If you do want to make your fan more efficient, you could try placing a bowl of ice or a frozen water bottle in front of it to circulate the cooler air. To stop your room from warming up too much to start with, try keeping your curtains closed and windows open during the day where possible.
While you might not think that home air conditioning is all that common in the UK, a spell of hot weather at the end of May 2020 saw Google searches for portable air conditioning units rocket by 133% compared to the previous year.
According to Uswitch research, these units cost around 44p per hour to run. At the average usage of 4 hours 18 minutes during the day and 4 hours 48 minutes at night, portable air conditioning units could drive up electricity bills by £28 per week during hot weather.
During the school half term and summer holidays, it’s likely your kids will use more household energy while they keep themselves entertained watching TV and playing consoles.

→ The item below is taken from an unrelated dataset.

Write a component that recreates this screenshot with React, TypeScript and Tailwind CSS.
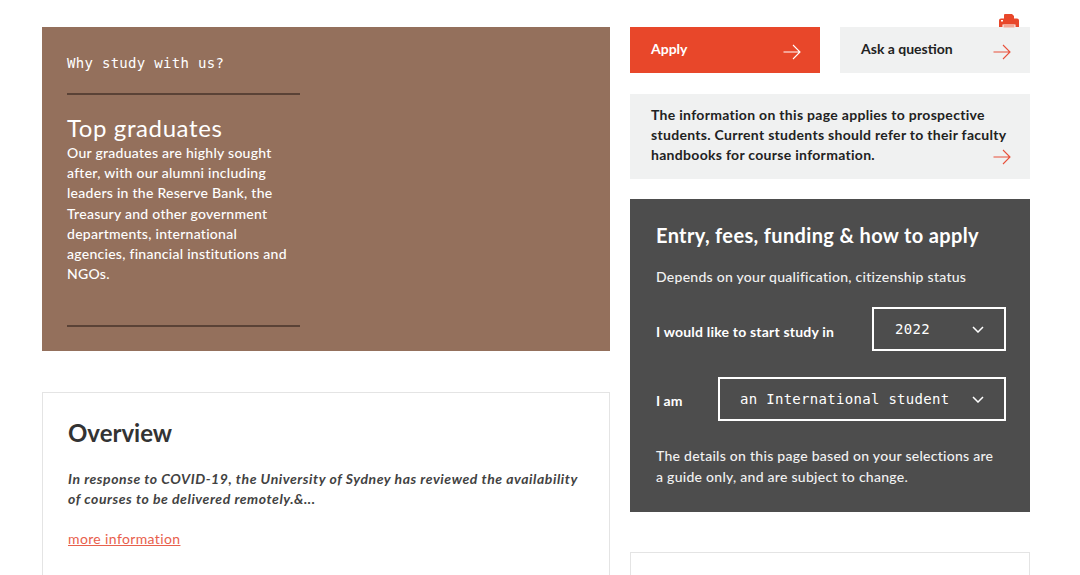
import React from "react";

const sans = "font-['Lato','Noto_Sans',sans-serif]";
const mono = "font-['DejaVu_Sans_Mono',monospace]";

function Arrow({ className }: { className: string }) {
  return (
    <svg width="18" height="16" viewBox="0 0 18 16" fill="none" stroke="currentColor" strokeWidth="1.1" className={className}>
      <path d="M0.5 8H17M10 1l7 7-7 7" />
    </svg>
  );
}

function Chevron() {
  return (
    <svg width="12" height="7" viewBox="0 0 12 7" fill="none" stroke="white" strokeWidth="1.5">
      <path d="M1 1l5 5 5-5" />
    </svg>
  );
}

function PrintIcon() {
  return (
    <svg width="20" height="14" viewBox="0 0 20 14" className="absolute right-[11px] top-[-13px]">
      <path fill="#e8472a" d="M5 1a1 1 0 0 1 1-1h7l2 2v3H5z" />
      <path fill="#e8472a" d="M2 4.500h16a2 2 0 0 1 2 2V13h-3.500v-2.500h-13V13H0V6.500a2 2 0 0 1 2-2z" />
      <rect fill="#f4a795" x="4.500" y="10.500" width="11" height="3" />
      <rect fill="#ffffff" x="2" y="6" width="2" height="1.500" />
    </svg>
  );
}

export default function App() {
  return (
    <div className={`${sans} w-[1080px] h-[575px] overflow-hidden bg-white flex gap-5 pl-[42px] pt-[27px]`}>
      <div className="w-[568px] flex flex-col gap-[41px] shrink-0">
        <section className="h-[324px] shrink-0 bg-[#94705c] pl-[25px] pt-[27px] text-white">
          <p className={`${mono} text-[14px] leading-[18px] tracking-[0.3px]`}>Why study with us?</p>
          <div className="w-[233px] h-[2px] bg-[#5a4236] mt-[21px]" />
          <h2 className="text-[24px] leading-[30px] mt-[18px] tracking-[0.6px]">Top graduates</h2>
          <p className="w-[225px] text-[14px] leading-[20.2px] font-medium tracking-[0.27px]">
            Our graduates are highly sought after, with our alumni including leaders in the Reserve Bank, the Treasury and other government departments, international agencies, financial institutions and NGOs.
          </p>
          <div className="w-[233px] h-[2px] bg-[#5a4236] mt-[41px]" />
        </section>
        <section className="h-[300px] shrink-0 border border-[#e4e4e4] pl-[25px] pt-[25px] text-[#333333]">
          <h2 className="text-[24px] leading-[30px] font-bold">Overview</h2>
          <p className="w-[520px] mt-[21px] text-[14px] leading-[20px] font-bold italic tracking-[0.55px] text-[#424242]">
            In response to COVID-19, the University of Sydney has reviewed the availability of courses to be delivered remotely.&amp;...
          </p>
          <a className="block mt-[20px] text-[14px] leading-[20px] tracking-[0.37px] text-[#e8604c] underline">more information</a>
        </section>
      </div>
      <div className="w-[400px] flex flex-col shrink-0">
        <div className="flex gap-5 shrink-0">
          <div className="relative w-[190px] h-[46px] bg-[#e8472a] text-white font-bold text-[14px] pl-[21px] pt-[13px] leading-[18px]">
            Apply
            <Arrow className="absolute right-[19px] top-[17px] text-white" />
          </div>
          <div className="relative w-[190px] h-[46px] bg-[#f0f1f1] text-[#222222] font-bold text-[14px] pl-[21px] pt-[13px] leading-[18px]">
            Ask a question
            <Arrow className="absolute right-[19px] top-[17px] text-[#e8503a]" />
            <PrintIcon />
          </div>
        </div>
        <div className="relative h-[85px] mt-[21px] shrink-0 bg-[#f0f1f1] pl-[21px] pt-[11px] text-[14px] leading-[20.2px] font-bold tracking-[0.3px] text-[#222222]">
          <p className="w-[370px]">The information on this page applies to prospective students. Current students should refer to their faculty handbooks for course information.</p>
          <Arrow className="absolute right-[19px] top-[55px] text-[#e8503a]" />
        </div>
        <section className="h-[313px] mt-5 shrink-0 bg-[#4d4d4d] pl-[26px] pr-[24px] pt-[23px] text-white">
          <h2 className="text-[20px] leading-[26px] font-bold tracking-[0.35px]">Entry, fees, funding &amp; how to apply</h2>
          <p className="mt-[19px] text-[14px] leading-[20px] font-medium tracking-[0.27px] text-[#f2f2f2]">Depends on your qualification, citizenship status</p>
          <div className="mt-[20px] flex items-center justify-between h-[44px]">
            <span className="text-[14px] font-bold tracking-[0.2px] mt-[4px]">I would like to start study in</span>
            <div className={`${mono} w-[134px] h-[44px] border-2 border-white flex items-center justify-between pl-[21px] pr-[20px] text-[14px] tracking-[0.3px]`}>
              2022
              <Chevron />
            </div>
          </div>
          <div className="mt-[26px] flex items-center justify-between h-[44px]">
            <span className="text-[14px] font-bold mt-[2px]">I am</span>
            <div className={`${mono} w-[288px] h-[44px] border-2 border-white flex items-center justify-between pl-[20px] pr-[20px] text-[14px] tracking-[0.3px]`}>
              an International student
              <Chevron />
            </div>
          </div>
          <p className="w-[345px] mt-[24px] text-[14px] leading-[21px] font-medium tracking-[0.27px] text-[#f2f2f2]">
            The details on this page based on your selections are a guide only, and are subject to change.
          </p>
        </section>
        <section className="h-[100px] mt-10 shrink-0 border border-[#e4e4e4]" />
      </div>
    </div>
  );
}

If you want to reduce your kids’ electricity usage, make sure they turn off all appliances properly rather than leaving them on standby. The Energy Savings Trust estimates that leaving appliances on standby could add up to £80 to a household’s electricity bills per year.
A paddling pool is a great way to cool down, but filling it up could be costly if you’re on a water meter.
A 10ft pool holds around 5,000 litres of water, equivalent to around 140 showers or 65 baths. If you’re on a water meter, it could cost you around £16 to fill. If you don’t want to keep refilling your pool and wasting water, you could make it last all summer if by using sterilising tablets and a filter.
And if you've splashed out on a hot tub for the garden, bear in mind that it could cost 49p per hour just to heat the water.
It can be tempting to take more showers to cool off or freshen up during hot weather. But not only does this use more water, it can add a fair amount to your energy bill depending on the type of shower and heating system you use.
A high-powered electric shower running for 10 minutes could add around 32p to your electricity bill, and the cost can quickly add up.
If you enjoy sitting out in your garden on a summer’s evening, you’ll know that the temperature can quickly drop. Patio heaters can be great for extending your time outside, but they can be costly to run.
Gas-powered patio heaters are notoriously energy-guzzling, using around £1.20 worth of canister gas per hour. But even the more energy-efficient plug-in versions can add 33p per hour to your electricity bill.
Depending on how you pay for your energy, your bills might be lower during the summer. Even if your costs are spread throughout the year, you’ll almost certainly use less energy during the warmer weather as you won’t need to pay to heat your house.